A new study shows that undocumented immigrants paid $96 billion in federal, state and local tax revenue in 2022 while many are shut out of the programs their taxes fund. The findings run counter to anti-immigrant rhetoric that undocumented immigrants are “destroying” social programs.
In 40 states, undocumented immigrants paid higher tax rates than the top 1% of the income scale in those states, according to a study from the Institute on Taxation and Economic Policy, a left-leaning, nonprofit think tank. Study authors also found that undocumented immigrants would contribute $40.2 billion more per year in federal, state and local taxes if all of the undocumented population had access to work authorizations. The Institute on Taxation and Economic Policy reasoned that this boost would come from higher wages associated with employment authorization and easier compliance with income tax laws.
The report also shed further light on the tax revenue provided by undocumented immigrants on the state and local level. Undocumented immigrants are paying 46% of their state and local tax payments through sales and excise taxes. Six states—New Jersey, New York, California, Florida, Texas, and Illinois—were able to raise more than $1 billion each in tax revenue from undocumented immigrants, the nonprofit said.
Undocumented immigrants pay property taxes and sales taxes, and federal payroll taxes taken from their wages, as well as income tax returns using Individual Taxpayer Identification numbers. Despite those payroll taxes funding Medicare, Social Security, and Unemployment Insurance, undocumented immigrants are not eligible to enroll in and receive regular benefits from these social programs. They can also face barriers to getting tax refunds, including getting scammed by unscrupulous tax preparers who target immigrant communities.
Alexis Tsoukalas, senior policy analyst at Florida Policy Institute, a nonprofit focused on economic mobility for Floridians, told reporters that she was struck by how much the state collected from undocumented immigrants in taxes compared to the wealthiest in the state. The current tax rate for undocumented immigrants in Florida is 8% compared to the top 1% of the state at 2.7%.
The study was released in the backdrop of a political climate where states have passed laws to arrest people who they suspect of entering the U.S. illegally, which encroaches on federal power. Tax policy will be front and center for Congress and the White House next year as provisions of Trump’s tax law, passed in 2017, are set to expire.
Aside from the human cost of deportations on families, policy experts and researchers are making the case that undocumented immigrants are a boon to the economy, making it an economic cost as well. Immigration and economic experts who spoke about the report also highlighted the Congressional Budget Office’s July report on the rise in immigration and its effects on the economy and budget, which found that this increase in immigration would add $1.2 trillion in federal revenue from 2024 to 2034.

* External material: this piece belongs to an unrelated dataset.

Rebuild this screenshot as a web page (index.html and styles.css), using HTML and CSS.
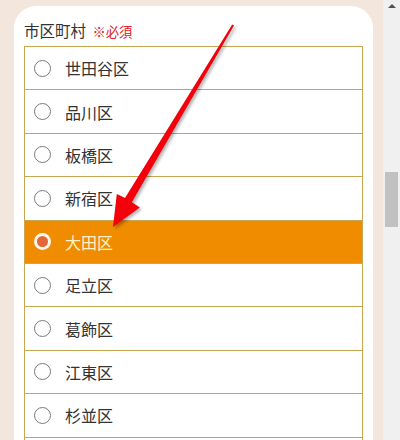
FILE: index.html
```html
<!DOCTYPE html>
<html lang="ja">
<head>
<meta charset="utf-8">
<link rel="stylesheet" href="styles.css">
</head>
<body>
<div class="page">
  <main class="main">
    <section class="card">
      <div class="label">市区町村 <span class="req">※必須</span></div>
      <ul class="list">
        <li class="row"><span class="radio"></span><span class="name">世田谷区</span></li>
        <li class="row"><span class="radio"></span><span class="name">品川区</span></li>
        <li class="row"><span class="radio"></span><span class="name">板橋区</span></li>
        <li class="row"><span class="radio"></span><span class="name">新宿区</span></li>
        <li class="row selected"><span class="radio"></span><span class="name">大田区</span></li>
        <li class="row"><span class="radio"></span><span class="name">足立区</span></li>
        <li class="row"><span class="radio"></span><span class="name">葛飾区</span></li>
        <li class="row"><span class="radio"></span><span class="name">江東区</span></li>
        <li class="row"><span class="radio"></span><span class="name">杉並区</span></li>
        <li class="row"></li>
      </ul>
    </section>
  </main>
  <div class="scrollbar">
    <div class="arrow-up"></div>
    <div class="thumb"></div>
  </div>
  <svg class="pointer" width="400" height="440" viewBox="0 0 400 440">
    <polygon points="232.2,24.5 234,25.5 131.8,202.3 139.8,207.5 113,227 116.8,194 125,198.1" fill="#f5000a"/>
  </svg>
</div>
</body>
</html>
```

FILE: styles.css
```css
html, body {
  margin: 0;
  padding: 0;
  height: 440px;
  overflow: hidden;
}
body {
  background: #f3e6dc;
  font-family: "Noto Sans CJK JP", "Noto Sans", sans-serif;
  color: #333;
}
.page {
  position: relative;
  display: flex;
  width: 400px;
  height: 440px;
}
.main {
  flex: 0 0 383px;
  padding: 6px 10px 0 14px;
  box-sizing: border-box;
}
.card {
  background: #fff;
  border-radius: 22px 22px 0 0;
  padding: 12px 10px 0 10px;
  height: 600px;
}
.label {
  font-size: 15.5px;
  line-height: 24px;
  height: 24px;
  margin-bottom: 4px;
  color: #333;
}
.req {
  font-size: 13.3px;
  color: #e0202a;
  margin-left: 3px;
}
.list {
  list-style: none;
  margin: 0;
  padding: 0;
  border-left: 1px solid #c9a650;
  border-right: 1px solid #c9a650;
}
.row {
  display: flex;
  align-items: center;
  height: 42.4px;
  border-top: 1px solid #c9a650;
  padding-left: 9px;
  gap: 14px;
  font-size: 16px;
  color: #333;
}
.radio {
  width: 17px;
  height: 17px;
  box-sizing: border-box;
  border: 1px solid #7a7a7a;
  border-radius: 50%;
  background: #fff;
  flex: none;
}
.name {
  line-height: 20px;
}
.row.selected {
  background: #ef8c00;
  color: #fff2c6;
}
.row.selected .radio {
  border: 3.5px solid #fff6ea;
  background: #e2663a;
}
.scrollbar {
  flex: 0 0 17px;
  background: #f0f0f0;
  position: relative;
}
.arrow-up {
  width: 0;
  height: 0;
  margin: 4px auto 0;
  border-left: 4px solid transparent;
  border-right: 4px solid transparent;
  border-bottom: 4px solid #505050;
}
.thumb {
  margin: 164px 2px 0 2px;
  height: 55px;
  background: #c1c1c1;
}
.pointer {
  position: absolute;
  left: 0;
  top: 0;
  pointer-events: none;
  filter: drop-shadow(2px 2px 1.5px rgba(0,0,0,0.3));
}
```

Carl Davis, research director at the Institute on Taxation and Economic Policy, said there are economic ripple effects to consider in the deportation of undocumented immigrants in the U.S. beyond taxes. If the children of undocumented immigrants go to school and they then go get jobs, that household is now giving more than it got because the parents came here, worked, paid into Social Security, Medicare, and didn’t get any benefits. The kid that went to school, got a job and then started earning enough money then became a net contributor.
Policy experts also pointed to a labor shortage—8.1 million job openings and 6.8 million unemployed workers—as a reason to embrace the economic contributions of undocumented immigrants. South Dakota, North Dakota, Maryland, Vermont, Maine, and South Carolina are some of the states facing the greatest labor shortages, according to a Washington Post analysis of Bureau of Labor Statistics data.